We have, of course, alerted contacts and official agencies along the way, but firstly, we’ve had to make an educated guess as to her route; secondly, she would need to put into port for long enough for us to muster the authorities to check her credentials, and thirdly, either her paperwork or the condition of her cargo would have to be suspect. Assuming her crew is wise to public protest and thus keeps her far offshore, refuelling at sea, we have little hope of stopping the Alma before she reaches Japan.

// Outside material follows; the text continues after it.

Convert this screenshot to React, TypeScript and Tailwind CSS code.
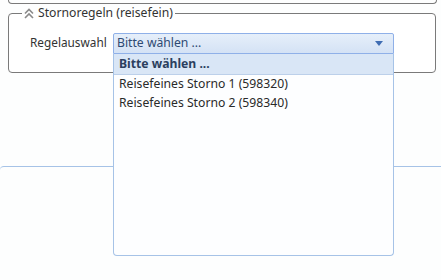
import React from "react";

const font = { fontFamily: '"Noto Sans", "DejaVu Sans", sans-serif' };

function DoubleChevron() {
  return (
    <svg width="10" height="11" viewBox="0 0 10 11" className="shrink-0">
      <path d="M1 5.5 L5 1.5 L9 5.5" fill="none" stroke="#8a8a8a" strokeWidth="1.6" />
      <path d="M1 10 L5 6 L9 10" fill="none" stroke="#8a8a8a" strokeWidth="1.6" />
    </svg>
  );
}

const options = ["Reisefeines Storno 1 (598320)", "Reisefeines Storno 2 (598340)"];

export default function App() {
  return (
    <div className="h-[280px] w-[441px] overflow-hidden bg-[#fdfefe] text-[12.2px] text-[#333]" style={font}>
      {/* previous panel, only its bottom edge shows */}
      <div className="ml-[8px] mr-[4px] h-[4px] rounded-b-[4px] border-x border-b border-[#7a7a7a]" />

      {/* Stornoregeln */}
      <fieldset className="ml-[8px] mr-[5px] mt-[1px] h-[68px] rounded-[4px] border border-[#7a7a7a] bg-white px-[21px]">
        <legend className="-ml-[8px] flex items-center gap-[4px] px-[2px] leading-[16px]">
          <DoubleChevron />
          <span>Stornoregeln (reisefein)</span>
        </legend>
        <div className="mt-[12px] flex items-start">
          <span className="w-[83px] pt-[1px] text-[11.8px] leading-[16px]">Regelauswahl</span>
          <div className="relative z-10 w-[281px]">
            <div className="flex h-[21px] items-center justify-between rounded-t-[2px] border border-[#8fb0e8] bg-gradient-to-b from-[#e6effa] to-[#d4e2f5] pl-[3px] pr-[10px] text-[#2e4a73]">
              <span>Bitte wählen ...</span>
              <svg width="8" height="5" viewBox="0 0 8 5">
                <path d="M0 0 H8 L4 5 Z" fill="#3f6db3" />
              </svg>
            </div>
            <ul className="absolute left-0 top-full h-[202px] w-full rounded-b-[4px] border border-t-0 border-[#a6c3e7] bg-[#fdfeff]">
              <li className="flex h-[21px] items-center border-b border-[#bcd0ea] bg-[#d9e6f6] pl-[5px] font-bold text-[#2b3f5e]">
                Bitte wählen ...
              </li>
              {options.map((o) => (
                <li key={o} className="flex h-[19px] items-center pl-[5px] text-[#2a2a2a]">
                  {o}
                </li>
              ))}
            </ul>
          </div>
        </div>
      </fieldset>

      {/* tab panel below */}
      <div className="mt-[93px] h-[120px] rounded-tl-[4px] border-t border-[#a6c3e7]" />
    </div>
  );
}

The biggest irony of course, is that Japan is currently fighting a negative PR battle in the face of huge international criticism and attention focussed on its whaling activities, exemplified by the recent ICJ ruling against its ‘scientific’ whaling in the Antarctic and in the wake of President Obama’s recent visit. The last thing Japan needs is a vessel arriving, laden with yet more whale meat to join its groaning stockpiles in the face of diminishing market demand.
We may not stop the Alma, but the writing is already on the wall for Japan’s market for whale meat.